Russian ban on Telegram messenger remains after Supreme Court rejects company’s appeal
The Appeals Collegium of the Russian Supreme Court has rejected an appeal by the company behind Telegram, upholding an order to block the messenger over its refusal to hand encryption keys over to security services.
On Thursday, the Appeals Collegium looked into the complaint filed by a team of lawyers representing the UK-registered company Telegram LLP – a major business that owns and promotes a messenger and blog platform known as Telegram.
Its lawyers sought to overturn a court order issued in April that compelled Telegram to hand over encryption keys for clients’ messages to the Federal Security Service (FSB). They tried to prove that the FSB did not have sufficient power to issue the original request for encryption keys, and also that the out-of-court handover procedure could reveal Telegram users’ correspondence to an “unidentified circle of people.”
Representatives of the FSB reiterated the position that they had expressed in previous hearings – that the agency only needed access to the correspondence of a limited number of Telegram users, who are suspected of terrorist activities, and that their suspicions were based on previous court decisions.
As a result, the Supreme Court Collegium decided to reject the appeal.

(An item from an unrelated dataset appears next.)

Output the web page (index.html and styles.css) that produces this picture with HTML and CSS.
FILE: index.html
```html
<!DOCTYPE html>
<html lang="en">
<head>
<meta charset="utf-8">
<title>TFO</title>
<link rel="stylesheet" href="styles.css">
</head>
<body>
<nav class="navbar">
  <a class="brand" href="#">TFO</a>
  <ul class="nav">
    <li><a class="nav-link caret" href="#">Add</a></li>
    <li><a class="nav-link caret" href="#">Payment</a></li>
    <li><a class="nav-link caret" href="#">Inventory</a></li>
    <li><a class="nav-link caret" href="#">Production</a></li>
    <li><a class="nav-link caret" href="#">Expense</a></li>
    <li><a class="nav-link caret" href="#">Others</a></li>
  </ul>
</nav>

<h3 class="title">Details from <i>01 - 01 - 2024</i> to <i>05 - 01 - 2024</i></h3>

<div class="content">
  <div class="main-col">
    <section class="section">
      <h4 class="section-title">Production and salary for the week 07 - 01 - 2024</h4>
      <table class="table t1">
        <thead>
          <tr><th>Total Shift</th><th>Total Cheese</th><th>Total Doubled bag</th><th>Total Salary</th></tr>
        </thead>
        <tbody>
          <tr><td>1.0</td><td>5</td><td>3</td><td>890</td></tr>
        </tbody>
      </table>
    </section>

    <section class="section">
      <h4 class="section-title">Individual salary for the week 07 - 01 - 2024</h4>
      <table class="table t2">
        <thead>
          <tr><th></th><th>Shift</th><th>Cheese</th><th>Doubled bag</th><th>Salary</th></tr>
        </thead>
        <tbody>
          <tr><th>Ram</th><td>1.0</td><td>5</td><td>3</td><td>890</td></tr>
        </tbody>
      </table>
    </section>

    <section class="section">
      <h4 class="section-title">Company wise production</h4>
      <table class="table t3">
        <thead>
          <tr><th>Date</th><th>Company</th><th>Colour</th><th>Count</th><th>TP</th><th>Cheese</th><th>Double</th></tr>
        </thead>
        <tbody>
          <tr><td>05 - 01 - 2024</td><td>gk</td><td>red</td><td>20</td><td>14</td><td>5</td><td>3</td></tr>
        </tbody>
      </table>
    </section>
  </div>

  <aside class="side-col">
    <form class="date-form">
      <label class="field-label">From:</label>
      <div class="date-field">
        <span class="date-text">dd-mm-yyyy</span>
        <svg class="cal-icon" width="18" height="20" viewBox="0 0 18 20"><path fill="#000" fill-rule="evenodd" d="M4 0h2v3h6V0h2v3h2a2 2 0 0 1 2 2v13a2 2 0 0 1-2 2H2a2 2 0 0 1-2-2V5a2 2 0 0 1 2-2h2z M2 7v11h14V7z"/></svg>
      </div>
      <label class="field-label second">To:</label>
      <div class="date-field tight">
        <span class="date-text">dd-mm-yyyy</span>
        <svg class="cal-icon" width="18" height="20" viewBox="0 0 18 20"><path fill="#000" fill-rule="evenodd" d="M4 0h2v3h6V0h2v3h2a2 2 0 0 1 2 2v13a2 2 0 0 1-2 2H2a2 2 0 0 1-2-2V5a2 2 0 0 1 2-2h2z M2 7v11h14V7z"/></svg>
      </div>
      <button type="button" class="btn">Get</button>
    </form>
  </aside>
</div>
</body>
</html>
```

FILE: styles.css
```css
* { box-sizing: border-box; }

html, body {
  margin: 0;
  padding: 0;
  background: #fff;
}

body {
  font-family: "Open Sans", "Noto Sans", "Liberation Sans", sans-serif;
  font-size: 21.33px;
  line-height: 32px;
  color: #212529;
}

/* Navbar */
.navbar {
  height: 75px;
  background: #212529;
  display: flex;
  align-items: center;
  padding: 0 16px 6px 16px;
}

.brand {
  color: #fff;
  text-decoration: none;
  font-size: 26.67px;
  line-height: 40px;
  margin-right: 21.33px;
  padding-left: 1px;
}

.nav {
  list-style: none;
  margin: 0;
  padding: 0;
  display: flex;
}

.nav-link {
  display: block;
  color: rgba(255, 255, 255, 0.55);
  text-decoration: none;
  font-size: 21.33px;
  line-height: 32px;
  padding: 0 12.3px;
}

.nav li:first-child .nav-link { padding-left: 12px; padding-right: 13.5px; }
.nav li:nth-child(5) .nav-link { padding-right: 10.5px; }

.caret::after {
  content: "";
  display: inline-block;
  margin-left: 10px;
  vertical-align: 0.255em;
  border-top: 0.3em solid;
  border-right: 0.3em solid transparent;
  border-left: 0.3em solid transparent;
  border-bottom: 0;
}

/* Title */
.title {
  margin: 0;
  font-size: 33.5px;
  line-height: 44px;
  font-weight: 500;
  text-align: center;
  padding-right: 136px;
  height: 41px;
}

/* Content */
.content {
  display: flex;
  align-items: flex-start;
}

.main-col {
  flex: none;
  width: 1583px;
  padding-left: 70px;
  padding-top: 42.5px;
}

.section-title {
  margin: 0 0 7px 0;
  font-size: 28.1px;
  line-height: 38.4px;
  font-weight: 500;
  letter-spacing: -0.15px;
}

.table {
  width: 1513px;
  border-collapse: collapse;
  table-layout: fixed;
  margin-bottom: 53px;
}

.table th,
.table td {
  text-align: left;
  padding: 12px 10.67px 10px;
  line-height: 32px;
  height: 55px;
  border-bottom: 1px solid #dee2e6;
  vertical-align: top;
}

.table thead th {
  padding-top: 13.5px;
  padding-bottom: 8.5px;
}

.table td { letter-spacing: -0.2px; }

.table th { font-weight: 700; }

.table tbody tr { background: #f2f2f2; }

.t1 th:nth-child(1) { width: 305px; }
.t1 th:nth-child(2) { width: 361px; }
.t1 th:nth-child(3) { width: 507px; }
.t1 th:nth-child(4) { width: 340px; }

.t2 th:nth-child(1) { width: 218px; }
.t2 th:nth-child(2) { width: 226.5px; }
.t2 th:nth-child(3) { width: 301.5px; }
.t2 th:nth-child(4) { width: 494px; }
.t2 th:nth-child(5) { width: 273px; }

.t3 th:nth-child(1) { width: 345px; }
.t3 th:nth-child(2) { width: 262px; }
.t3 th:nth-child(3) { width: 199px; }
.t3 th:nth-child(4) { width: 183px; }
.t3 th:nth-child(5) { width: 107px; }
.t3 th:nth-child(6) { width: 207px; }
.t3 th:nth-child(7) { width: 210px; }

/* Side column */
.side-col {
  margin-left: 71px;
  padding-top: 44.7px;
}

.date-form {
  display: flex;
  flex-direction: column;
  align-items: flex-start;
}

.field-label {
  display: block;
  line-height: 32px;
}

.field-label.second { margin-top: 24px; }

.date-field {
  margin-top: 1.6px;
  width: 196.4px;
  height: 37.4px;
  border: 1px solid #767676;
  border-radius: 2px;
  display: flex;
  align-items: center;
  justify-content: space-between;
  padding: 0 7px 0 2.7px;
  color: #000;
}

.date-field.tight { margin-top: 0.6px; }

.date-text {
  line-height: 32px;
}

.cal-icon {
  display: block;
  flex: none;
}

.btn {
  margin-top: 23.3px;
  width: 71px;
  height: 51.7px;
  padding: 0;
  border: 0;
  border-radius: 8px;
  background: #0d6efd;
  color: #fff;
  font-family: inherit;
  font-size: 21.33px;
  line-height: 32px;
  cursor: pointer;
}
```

The original order to block Telegram on Russian territory was passed by a district court in Moscow in mid-April and, right after that, the Russian telecommunications watchdog Roskomnadzor issued an order to internet providers restricting access to web resources used by the messenger.

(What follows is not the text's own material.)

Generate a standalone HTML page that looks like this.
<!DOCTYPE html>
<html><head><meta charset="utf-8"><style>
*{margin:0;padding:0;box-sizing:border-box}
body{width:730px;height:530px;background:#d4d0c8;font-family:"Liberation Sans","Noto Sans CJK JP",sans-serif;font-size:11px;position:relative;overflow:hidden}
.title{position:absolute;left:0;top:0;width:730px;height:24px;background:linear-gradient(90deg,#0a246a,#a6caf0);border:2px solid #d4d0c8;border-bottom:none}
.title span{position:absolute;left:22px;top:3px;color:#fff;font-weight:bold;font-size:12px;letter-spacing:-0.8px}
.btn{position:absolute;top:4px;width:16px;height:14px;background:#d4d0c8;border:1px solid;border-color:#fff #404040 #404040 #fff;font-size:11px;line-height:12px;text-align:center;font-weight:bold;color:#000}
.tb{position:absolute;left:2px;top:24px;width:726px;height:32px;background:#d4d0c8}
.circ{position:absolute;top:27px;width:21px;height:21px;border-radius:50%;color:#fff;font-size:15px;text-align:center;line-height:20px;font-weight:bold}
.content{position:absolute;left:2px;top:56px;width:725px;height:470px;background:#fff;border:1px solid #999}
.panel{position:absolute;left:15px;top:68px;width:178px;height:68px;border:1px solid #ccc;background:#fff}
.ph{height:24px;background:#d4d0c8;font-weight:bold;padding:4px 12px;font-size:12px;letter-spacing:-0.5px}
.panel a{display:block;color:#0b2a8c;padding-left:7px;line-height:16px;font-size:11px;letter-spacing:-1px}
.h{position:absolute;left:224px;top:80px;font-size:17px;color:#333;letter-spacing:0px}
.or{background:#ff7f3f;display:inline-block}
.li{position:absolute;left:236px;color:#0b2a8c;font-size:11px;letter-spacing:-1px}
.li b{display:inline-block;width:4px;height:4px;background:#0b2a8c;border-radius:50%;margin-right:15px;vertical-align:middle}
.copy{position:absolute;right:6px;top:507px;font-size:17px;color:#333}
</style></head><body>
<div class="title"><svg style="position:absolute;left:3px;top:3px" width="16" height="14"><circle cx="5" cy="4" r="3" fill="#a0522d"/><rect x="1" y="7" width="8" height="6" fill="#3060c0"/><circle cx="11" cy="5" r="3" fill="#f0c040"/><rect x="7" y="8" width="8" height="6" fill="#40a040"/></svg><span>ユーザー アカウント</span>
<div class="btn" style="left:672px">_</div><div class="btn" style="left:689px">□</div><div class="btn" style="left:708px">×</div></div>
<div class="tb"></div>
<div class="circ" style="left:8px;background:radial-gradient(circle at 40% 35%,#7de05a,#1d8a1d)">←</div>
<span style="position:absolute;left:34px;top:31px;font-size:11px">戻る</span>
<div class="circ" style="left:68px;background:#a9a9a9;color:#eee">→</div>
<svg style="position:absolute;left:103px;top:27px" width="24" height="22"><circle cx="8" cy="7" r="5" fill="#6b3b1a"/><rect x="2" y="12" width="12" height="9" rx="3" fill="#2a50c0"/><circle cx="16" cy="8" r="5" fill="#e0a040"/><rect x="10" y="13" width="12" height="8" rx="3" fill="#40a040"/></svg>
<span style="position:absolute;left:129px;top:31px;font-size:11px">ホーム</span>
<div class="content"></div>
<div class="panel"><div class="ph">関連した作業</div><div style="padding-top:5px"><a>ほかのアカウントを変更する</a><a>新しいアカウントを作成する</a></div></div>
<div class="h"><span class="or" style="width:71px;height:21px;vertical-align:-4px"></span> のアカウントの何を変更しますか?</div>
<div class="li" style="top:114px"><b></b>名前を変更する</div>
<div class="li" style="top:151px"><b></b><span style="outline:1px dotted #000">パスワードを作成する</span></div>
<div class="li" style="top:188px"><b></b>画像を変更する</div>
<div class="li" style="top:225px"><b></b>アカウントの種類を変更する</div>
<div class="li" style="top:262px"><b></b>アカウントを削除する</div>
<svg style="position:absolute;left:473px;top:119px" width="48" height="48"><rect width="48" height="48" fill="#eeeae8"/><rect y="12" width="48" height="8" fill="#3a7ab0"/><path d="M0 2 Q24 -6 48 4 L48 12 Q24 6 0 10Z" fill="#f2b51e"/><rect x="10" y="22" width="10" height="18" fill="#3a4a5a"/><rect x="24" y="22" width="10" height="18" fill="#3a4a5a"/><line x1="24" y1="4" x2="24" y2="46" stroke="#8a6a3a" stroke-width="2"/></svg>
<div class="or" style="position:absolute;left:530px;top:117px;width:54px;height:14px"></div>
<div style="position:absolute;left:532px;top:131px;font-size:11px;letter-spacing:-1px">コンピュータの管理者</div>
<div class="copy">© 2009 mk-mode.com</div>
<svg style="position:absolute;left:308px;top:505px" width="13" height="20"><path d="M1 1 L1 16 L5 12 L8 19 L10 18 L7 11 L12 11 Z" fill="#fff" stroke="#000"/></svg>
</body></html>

However, the actual execution of the order has proven difficult, as the messenger service started to migrate to different IP addresses provided by foreign-based hosting companies. Roskomnadzor attempted to block these IP addresses in bulk, causing problems with access to various Russian and foreign internet services all over the country. The public attitude to the situation shifted from irritation to derision over Roskomnadzor’s failures, and many publicly expressed support for Telegram, culminating in a 7,000-strong rally in Moscow.
Eventually, Roskomnadzor unblocked the IP addresses used by sites and services other than Telegram, and tensions abated, but the messenger continues to operate on Russian territory despite the ban.